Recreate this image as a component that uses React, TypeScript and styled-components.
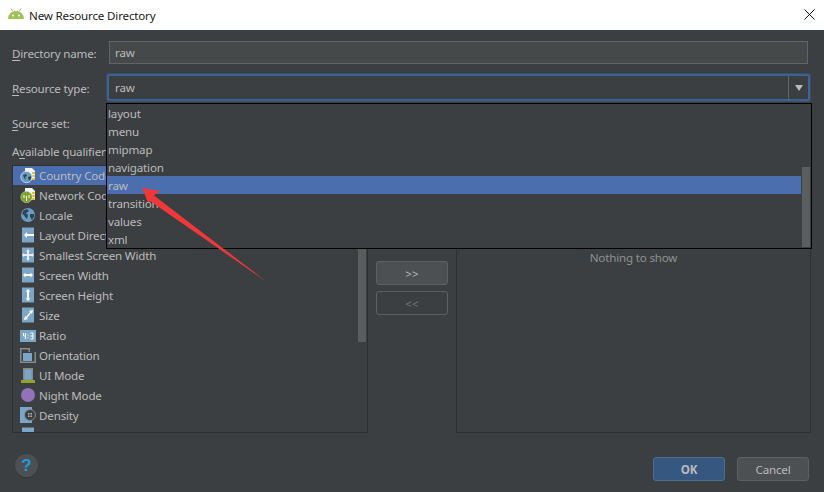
import React from "react";
import styled, { createGlobalStyle } from "styled-components";

const Global = createGlobalStyle`
  html, body { margin: 0; padding: 0; background: #3c3f41; }
  body { font-family: "Noto Sans", "Open Sans", sans-serif; font-size: 11.6px; letter-spacing: -0.18px; color: #bbbbbb; }
  * { box-sizing: border-box; }
`;

const Win = styled.div`
  width: 824px; height: 492px; overflow: hidden; display: flex; flex-direction: column; background: #3c3f41;
`;
const TitleBar = styled.header`
  height: 30px; flex: none; background: #fff; display: flex; align-items: center; padding: 0 9px 0 8px;
  color: #1a1a1a;
`;
const AppLogo = styled.svg` margin-top: -3px; `;
const CloseIcon = styled.svg` margin-top: -2px; `;
const TitleText = styled.span` margin-left: 5px; flex: 1; `;
const Body = styled.main`
  position: relative; flex: 1; padding: 11px 13px 0 12px; display: flex; flex-direction: column;
`;
const FieldRow = styled.div`
  display: grid; grid-template-columns: 97px 1fr; align-items: center; height: 23px; margin: 0 3px 12px 0;
`;
const Label = styled.label` white-space: nowrap; padding-top: 2px; `;
const Key = styled.span` text-decoration: underline; text-underline-offset: 2px; text-decoration-thickness: 1px; `;
const TextBox = styled.div`
  height: 23px; background: #45494a; border: 1px solid #646464; padding-left: 5px; line-height: 21px; color: #bbb;
`;
const Combo = styled.div`
  height: 23px; background: #3c3f41; border-radius: 1px; box-shadow: 0 0 0 2px #3f6292, 0 0 0 3px #3d4d60;
  display: flex; align-items: center; padding-left: 6px;
`;
const ComboValue = styled.span` flex: 1; `;
const ComboArrow = styled.div`
  width: 20px; height: 23px; border-left: 1px solid #646464; display: flex; align-items: center; justify-content: center;
  &::after { content: ""; border-left: 4px solid transparent; border-right: 4px solid transparent; border-top: 6px solid #bbbbbb; }
`;
const QualifierLabel = styled.div` height: 18px; line-height: 18px; margin: -3px 0 4px; `;
const Columns = styled.div`
  display: grid; grid-template-columns: 356px 72px 355px; column-gap: 8px; height: 268px;
`;
const QualifierList = styled.ul`
  position: relative; margin: 0; padding: 0; list-style: none; border: 1px solid #2f2f2f; height: 268px; overflow: hidden;
`;
const Row = styled.li<{ $active?: boolean }>`
  height: 20px; display: flex; align-items: center; padding-left: 7px; gap: 3px; white-space: nowrap;
  background: ${(p) => (p.$active ? "#4b6eaf" : "transparent")};
  & > svg { flex: none; }
  &:first-child { margin-top: -1px; }
`;
const ListThumb = styled.div`
  position: absolute; right: 1px; top: 0; width: 8px; height: 176px; background: #5a5d5e;
`;
const Transfer = styled.div` display: flex; flex-direction: column; gap: 6px; padding-top: 96px; `;
const MoveBtn = styled.button<{ $off?: boolean }>`
  width: 72px; height: 24px; border-radius: 3px; padding: 0; font: 11.6px "Noto Sans", sans-serif;
  border: 1px solid #5e6060; background: ${(p) => (p.$off ? "transparent" : "#4c5052")}; color: ${(p) => (p.$off ? "#777" : "#bbb")};
`;
const ChosenPanel = styled.div`
  border: 1px solid #2f2f2f; text-align: center; padding-top: 84px; color: #8f9192;
`;
const Footer = styled.footer`
  margin: 24px 2px 0 0; height: 24px; display: flex; align-items: center; gap: 12px;
`;
const HelpBtn = styled.div`
  width: 23px; height: 23px; margin: -7px auto 0 3px; border-radius: 50%; background: #4c5052; box-shadow: 0 1px 0 #333537;
  color: #1e9ae0; font: bold 17px/23px "Liberation Sans", sans-serif; text-align: center; letter-spacing: 0;
`;
const DialogBtn = styled.button<{ $primary?: boolean }>`
  width: 72px; height: 24px; border-radius: 3px; padding: 0; font: ${(p) => (p.$primary ? "bold" : "normal")} 11.6px "Noto Sans", sans-serif; color: #bbb;
  letter-spacing: -0.18px;
  border: 1px solid ${(p) => (p.$primary ? "#4c708c" : "#5e6060")}; background: ${(p) => (p.$primary ? "#365880" : "#4c5052")};
`;
const Popup = styled.ul`
  position: absolute; left: 106px; top: 73px; width: 706px; height: 146px; margin: 0; padding: 0 10px 0 0; list-style: none;
  background: #3c3f41; border: 1px solid #000;
`;
const PopupItem = styled.li<{ $active?: boolean }>`
  height: 18px; padding: 2px 0 0 1px; line-height: 16px; background: ${(p) => (p.$active ? "#4b6eaf" : "transparent")};
`;
const PopupThumb = styled.div`
  position: absolute; right: 1px; top: 63px; width: 8px; height: 80px; background: #5a5e5e;
`;
const Arrow = styled.svg` position: absolute; left: 0; top: -30px; pointer-events: none; `;

const Blue = "#7ba6c8";
const Ic = ({ children }: { children: React.ReactNode }) => (
  <svg width="16" height="16" viewBox="0 0 16 16">{children}</svg>
);
const Card = () => (
  <>
    <path d="M5 1h7l3 3v9H5z" fill="#f4f4f4" />
    <path d="M12 5h3v2h-3zM12 8h3v2h-3zM12 11h3v2h-3z" fill="#e5bd3f" />
  </>
);
const Square = ({ children }: { children: React.ReactNode }) => (
  <Ic>
    <rect x="2" y="0.5" width="12" height="15" fill={Blue} />
    {children}
  </Ic>
);

const icons: Record<string, React.ReactNode> = {
  country: <Ic><Card /><circle cx="6.5" cy="10" r="5.7" fill="#6b9dc4" stroke="#fff" strokeWidth="0.6" /><path d="M3 8l3-1 1 2-2 1 1 3-2-2zM8 10l3-1 0 3-2 2z" fill="#2f4552" /></Ic>,
  network: <Ic><Card /><circle cx="6.5" cy="10" r="5.7" fill="#7fa329" stroke="#dfe8c0" strokeWidth="0.5" /><path d="M6 9h1v5H6z" fill="#fff" /><path d="M4 8v3M9 8v3" stroke="#fff" fill="none" /></Ic>,
  locale: <Ic><circle cx="8" cy="8" r="7" fill="#6b9dc4" /><path d="M3.500 3.500l3.500-1.500 2 2-3 2 2 2-1 4-2-2-1-2-2-1zM10 7l4 0 .5 2-2.500 4-2-3z" fill="#2f4552" /></Ic>,
  direction: <Square><path d="M4 8l3-3v2h7v2H7v2z" fill="#fff" /></Square>,
  smallest: <Square><path d="M8 2l2 2.500H9V7h3V6l2 2-2 2V9H9v2.500h1L8 14l-2-2.500h1V9H4v1L2 8l2-2v1h3V4.500H6z" fill="#e8eef4" /></Square>,
  width: <Square><path d="M3 8l2.500-2.500V7h5V5.500L13 8l-2.500 2.500V9h-5v1.500z" fill="#fff" /></Square>,
  height: <Square><path d="M8 2l2.500 2.500H9v7h1.500L8 14l-2.500-2.500H7v-7H5.500z" fill="#fff" /></Square>,
  size: <Square><path d="M4 13l1-4 1 1 4-5-1-1 4-1-1 4-1-1-4 5 1 1z" fill="#fff" /></Square>,
  ratio: <Ic><rect x="0" y="3" width="16" height="12" fill={Blue} /><path d="M3.500 6v3h2.500M5.500 6v6M8 7.500v1M8 10v1M10.500 6h2.500v6h-2.500M10.500 9h2.500" stroke="#fff" fill="none" /></Ic>,
  orientation: <Ic><path d="M0 1h10v4h6v11H0z" fill="#87898a" /><rect x="1.500" y="2.500" width="7" height="2.500" fill="#3c3f41" /><rect x="1.500" y="5" width="13" height="9.500" fill="#3c3f41" /><rect x="3" y="6" width="9" height="8" fill={Blue} /></Ic>,
  ui: <Ic><rect x="3" y="1" width="10" height="12" fill="#87898a" /><rect x="4.500" y="2.500" width="7" height="10" fill={Blue} /><rect x="1" y="13" width="14" height="3" fill="#8fa326" /></Ic>,
  night: <Ic><circle cx="8" cy="8" r="7" fill="#9274b6" /><path d="M12.500 3.500a5.500 5.500 0 0 1-7 9.500 5 5 0 0 0 7-9.500z" fill="#2d2b33" /></Ic>,
  density: <Ic><rect x="0" y="0" width="12" height="16" fill={Blue} /><circle cx="10" cy="8" r="5.500" fill="#3c3f41" stroke="#8a8c8d" /><path d="M8 6h1.500v1.500H8zM10.500 6H12v1.500h-1.500zM8 8.500h1.500V10H8zM10.500 8.500H12V10h-1.500z" fill="#bbb" /></Ic>,
  touch: <Square><circle cx="8" cy="7" r="2" fill="#3c3f41" /></Square>,
};

const qualifiers: [string, string][] = [
  ["country", "Country Code"], ["network", "Network Code"], ["locale", "Locale"], ["direction", "Layout Direction"],
  ["smallest", "Smallest Screen Width"], ["width", "Screen Width"], ["height", "Screen Height"], ["size", "Size"],
  ["ratio", "Ratio"], ["orientation", "Orientation"], ["ui", "UI Mode"], ["night", "Night Mode"], ["density", "Density"], ["touch", "Touch Screen"],
];
const types = ["layout", "menu", "mipmap", "navigation", "raw", "transition", "values", "xml"];

export default function App() {
  return (
    <Win>
      <Global />
      <TitleBar>
        <AppLogo width="16" height="11" viewBox="0 0 16 11">
          <path d="M0 11a8 8 0 0 1 16 0z" fill="#9fc25a" />
          <path d="M3 0.500l2 3M13 0.500l-2 3" stroke="#9fc25a" />
          <circle cx="5" cy="7.500" r="0.900" fill="#fff" />
          <circle cx="11" cy="7.500" r="0.900" fill="#fff" />
        </AppLogo>
        <TitleText>New Resource Directory</TitleText>
        <CloseIcon width="11" height="11" viewBox="0 0 11 11"><path d="M0.500 0.500l10 10M10.500 0.500l-10 10" stroke="#111" fill="none" /></CloseIcon>
      </TitleBar>
      <Body>
        <FieldRow>
          <Label><Key>D</Key>irectory name:</Label>
          <TextBox>raw</TextBox>
        </FieldRow>
        <FieldRow>
          <Label><Key>R</Key>esource type:</Label>
          <Combo><ComboValue>raw</ComboValue><ComboArrow /></Combo>
        </FieldRow>
        <FieldRow>
          <Label><Key>S</Key>ource set:</Label>
        </FieldRow>
        <QualifierLabel>A<Key>v</Key>ailable qualifiers:</QualifierLabel>
        <Columns>
          <QualifierList>
            {qualifiers.map(([k, t], i) => (
              <Row key={k} $active={i === 0}>{icons[k]}<span>{t}</span></Row>
            ))}
            <ListThumb />
          </QualifierList>
          <Transfer>
            <MoveBtn>&gt;&gt;</MoveBtn>
            <MoveBtn $off>&lt;&lt;</MoveBtn>
          </Transfer>
          <ChosenPanel>Nothing to show</ChosenPanel>
        </Columns>
        <Footer>
          <HelpBtn>?</HelpBtn>
          <DialogBtn $primary>OK</DialogBtn>
          <DialogBtn>Cancel</DialogBtn>
        </Footer>
        <Popup>
          {types.map((t) => (
            <PopupItem key={t} $active={t === "raw"}>{t}</PopupItem>
          ))}
          <PopupThumb />
        </Popup>
        <Arrow width="824" height="492" viewBox="0 0 824 492">
          <path d="M142 188L160 191L154 195.500L267 282L150 201L148 202.500z" fill="#f0383a" />
        </Arrow>
      </Body>
    </Win>
  );
}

## Problem statement:
List every line above containing the word "components".

## Task response:
Recreate this image as a component that uses React, TypeScript and styled-components.
import styled, { createGlobalStyle } from "styled-components";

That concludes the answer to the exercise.